27.02.2020 - 07:00 | Son Güncellenme:
DIŞ HABERLER SERVİSİ
Hindistan’da “Vatandaşlık Yasası”na yönelik protestolar ABD Başkanı Donald Trump’ın ziyaretiyle birlikte tırmanışa geçerken, son günlerde gerilim iyice arttı. Ülkede, Pakistan, Afganistan ve Bangladeş’ten gelen 6 dini gruba vatandaşlık yolunu açan, ancak aynı durumdaki Müslüman göçmenleri kapsam dışı bırakacak şekilde değiştirilen “Vatandaşlık Yasası”na karşı protestolarda 4 günde 27 kişi hayatını kaybetti. Yetkililer, olaylarda 56’sı polis, en az 189 kişinin yaralandığını, hastaneye kaldırılan çok sayıda kişide kurşun yarası bulunduğunu aktardı.
Başkentin Maujpur, Kardampuri, Jaffrabad, Gokulpuri, Chand Bagh ve Bhajanpura bölgelerinde devam eden gösterilerde, çok sayıda araç, dükkan ve ev ateşe verilirken, polis, gruplara göz yaşartıcı gazla müdahale etti. Yeni Delhi’nin kuzey doğusundaki Mustafabad bölgesinde, Hindu grupların “dini sloganlar” atarak Müslümanların evlerine demir çubuk ve bambu sopalarıyla saldırdığı ifade ediliyor. Sosyal medyaya düşen görüntülerde, Hindu milliyetçilerinden oluşan bir grubun protestolarda hayatını kaybeden bir kişinin cesedini sürüklediği görüldü.
Şiddetin en yoğun olduğu bölgelere girişe çok sıkı kısıtlama getirilip sokaklarda polis ve milis güçler devriye gezerken, pek çok Müslüman ailenin çatışma bölgelerini terk ettiği gözlendi.
Modi’den çağrı
Trump’ın ziyaretiyle meşgul olan Başbakan Narendra Modi ise şiddetin patlamasından üç gün sonra sükunet çağrısı yaptı. Twitter’dan açıklama yapan Modi, “Ulusal karakterimizin temelinde barış ve uyum yatar. Delhi’deki kardeşlerimi, barış ve kardeşliği her daim korumaya çağırıyorum” dedi.
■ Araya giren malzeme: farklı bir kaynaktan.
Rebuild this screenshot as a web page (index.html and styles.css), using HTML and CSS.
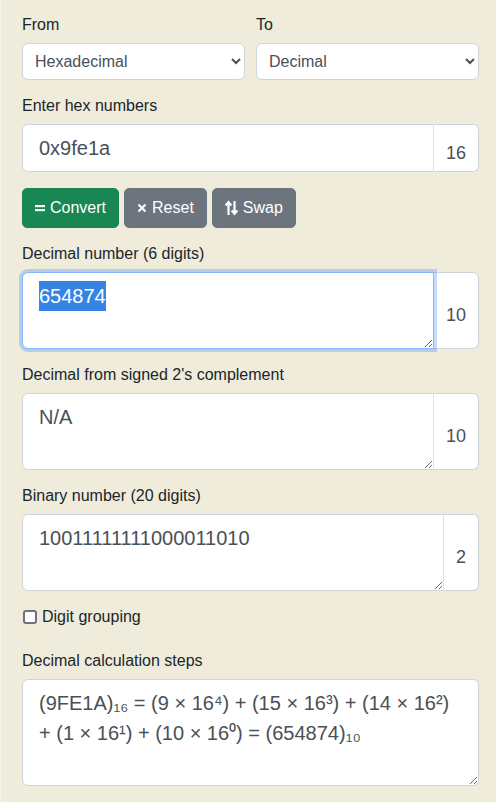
FILE: index.html
```html
<!DOCTYPE html>
<html lang="en">
<head>
<meta charset="utf-8">
<title>Hex to Decimal converter</title>
<link rel="stylesheet" href="styles.css">
</head>
<body>
<form class="calc">
  <div class="row2 group">
    <div class="col">
      <label class="lbl" for="from">From</label>
      <select id="from" class="sel"><option>Hexadecimal</option></select>
    </div>
    <div class="col">
      <label class="lbl" for="to">To</label>
      <select id="to" class="sel"><option>Decimal</option></select>
    </div>
  </div>

  <div class="group">
    <label class="lbl" for="hex">Enter hex numbers</label>
    <div class="igroup">
      <input id="hex" class="ctl inp" type="text" value="0x9fe1a">
      <span class="addon">16</span>
    </div>
  </div>

  <div class="btns">
    <button type="button" class="btn green">
      <svg class="ico" viewBox="0 0 10 10" width="10" height="10"><rect x="0" y="2" width="10" height="2.2" fill="#fff"/><rect x="0" y="6" width="10" height="2.2" fill="#fff"/></svg>Convert
    </button>
    <button type="button" class="btn gray">
      <svg class="ico" viewBox="0 0 10 10" width="10" height="10"><path d="M1.5 1.5 L8.5 8.5 M8.5 1.5 L1.5 8.5" stroke="#fff" stroke-width="2.2" fill="none"/></svg>Reset
    </button>
    <button type="button" class="btn gray">
      <svg class="ico" viewBox="0 0 13 16" width="13" height="16"><path d="M3.5 15 V2.5 M0.7 5.5 L3.5 2.2 L6.3 5.5 M9.5 1 V13.5 M6.7 10.5 L9.5 13.8 L12.3 10.5" stroke="#fff" stroke-width="2.2" fill="none"/></svg>Swap
    </button>
  </div>

  <div class="group">
    <label class="lbl" for="dec">Decimal number (6 digits)</label>
    <div class="igroup">
      <textarea id="dec" class="ctl ta" rows="2">654874</textarea>
      <span class="addon">10</span>
    </div>
  </div>

  <div class="group">
    <label class="lbl" for="sgn">Decimal from signed 2's complement</label>
    <div class="igroup">
      <textarea id="sgn" class="ctl ta" rows="2">N/A</textarea>
      <span class="addon">10</span>
    </div>
  </div>

  <div class="group">
    <label class="lbl" for="bin">Binary number (20 digits)</label>
    <div class="igroup">
      <textarea id="bin" class="ctl ta" rows="2">10011111111000011010</textarea>
      <span class="addon">2</span>
    </div>
  </div>

  <div class="check">
    <input type="checkbox" id="grp" class="cb">
    <label for="grp">Digit grouping</label>
  </div>

  <div class="group">
    <label class="lbl" for="steps">Decimal calculation steps</label>
    <textarea id="steps" class="ctl ta steps" rows="3">(9FE1A)₁₆ = (9 × 16⁴) + (15 × 16³) + (14 × 16²) + (1 × 16¹) + (10 × 16⁰) = (654874)₁₀</textarea>
  </div>
</form>
<script src="script.js"></script>
</body>
</html>
```

FILE: styles.css
```css
html, body {
  margin: 0;
  padding: 0;
}
body {
  background: #efecdc;
  font-family: "Liberation Sans", Arial, sans-serif;
  font-size: 16px;
  color: #212529;
  height: 802px;
  overflow: hidden;
  border-left: 1px solid #f6f5ec;
  box-sizing: border-box;
}
.calc {
  padding: 13px 17px 0 21px;
}
.group {
  margin-bottom: 14px;
}
.row2 {
  display: grid;
  grid-template-columns: 1fr 1fr;
  column-gap: 11px;
}
.lbl {
  display: block;
  line-height: 24px;
  margin-bottom: 6px;
}
.sel {
  display: block;
  width: 100%;
  height: 37px;
  padding: 0 8px;
  font-family: inherit;
  font-size: 16px;
  color: #495057;
  background: #fff;
  border: 1px solid #ced4da;
  border-radius: 6px;
}
.igroup {
  display: flex;
  align-items: stretch;
}
.ctl {
  flex: 1 1 auto;
  min-width: 0;
  box-sizing: border-box;
  font-family: "Liberation Sans", Arial, sans-serif;
  font-size: 20px;
  line-height: 30px;
  color: #495057;
  background: #fff;
  border: 1px solid #ced4da;
  border-radius: 6px 0 0 6px;
  padding: 8px 16px;
  margin: 0;
}
.inp {
  height: 48px;
}
.ta {
  height: 77px;
  resize: vertical;
  display: block;
}
.ta::selection {
  background: #3584e4;
  color: #fff;
}
.ctl:focus {
  outline: 0;
  border-color: #86b7fe;
  box-shadow: 0 0 0 3px rgba(13, 110, 253, 0.25);
  position: relative;
  z-index: 2;
}
.addon {
  display: flex;
  align-items: center;
  box-sizing: border-box;
  padding: 10px 12px 0;
  font-size: 18px;
  color: #495057;
  background: #fff;
  border: 1px solid #ced4da;
  border-left: 1px solid #dee2e6;
  border-radius: 0 6px 6px 0;
  margin-left: -1px;
}
.steps {
  width: 100%;
  height: 107px;
  border-radius: 6px;
}
.btns {
  display: flex;
  gap: 5px;
  margin: 16px 0 14px;
}
.btn {
  display: inline-flex;
  align-items: center;
  height: 40px;
  padding: 0 12px;
  font-family: inherit;
  font-size: 16px;
  color: #fff;
  border-radius: 5px;
  border: 1px solid transparent;
}
.btn.green {
  background: #198754;
  border-color: #198754;
}
.btn.gray {
  background: #6c757d;
  border-color: #6c757d;
}
.ico {
  margin-right: 5px;
  flex: none;
}
.check {
  display: flex;
  align-items: center;
  line-height: 24px;
  margin: 13px 0 20px;
}
.cb {
  -webkit-appearance: none;
  appearance: none;
  box-sizing: border-box;
  width: 14px;
  height: 14px;
  margin: 0 5px 0 1px;
  background: #fff;
  border: 2px solid #707080;
  border-radius: 3px;
}
```

FILE: script.js
```js
var t = document.getElementById('dec');
t.focus();
t.setSelectionRange(0, t.value.length);
```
Modi, durumu yakından takip ettiğini ve polisin hayatı normale döndürmek için çalıştığını söyledi. Muhalefet ise, güvenlik güçlerinin müdahalesinin çatışmaların kontrol altına alınmasına yetmemesiyle ilgili hükümeti suçladı.
Hint basınındaki haberlerde, ABD Başkanı Donald Trump’ın ziyaret ettiği ülkelerin liderlerini eleştirmekten kaçındığına işaret edildi. Trump’ın, “Vatandaşlık Yasası”nı tartışmak istemediğinin vurgulandığı haberlerde, Hindistan’ın halkı için doğru kararı vereceği yorumunu yaptığı kaydedildi. Trump’ın Modi’yi dini özgürlükler konusunda övmesi de dikkat çekti. Hindistan’ın çeşitli eyaletlerinde 31 Aralık 2014’ten önce ülkeye giren gayrimüslim göçmenlere vatandaşlık verilmesine imkan tanıyan ancak aynı durumdaki Müslümanları kapsam dışı tutan düzenleme, 9 Aralık 2019’dan bu yana protesto ediliyor. Yasa, “Hindistan’ın laik anayasasını ihlal etmek” ve “Müslümanları dışlamak” gibi nedenlerle eleştiriliyor.
1984’ü hatırlattı
Olaylar devam ederken, Delhi Yüksek Mahkemesi “yeni bir 1984’ün yaşanmasına izin verilmeyeceği”ne dair açıklama yaptı. Son vakanın, başkentte on yıllardır görülen en öldürücü şiddet olayı olduğu ifade ediliyor. 1984 yılında dönemin Başbakanı İndira Gandi’nin Sih muhafızları tarafından öldürülmesi üzerine çıkan ve Sih toplumuna yönelen şiddet olaylarında 3 bine yakın insan yaşamını yitirmişti.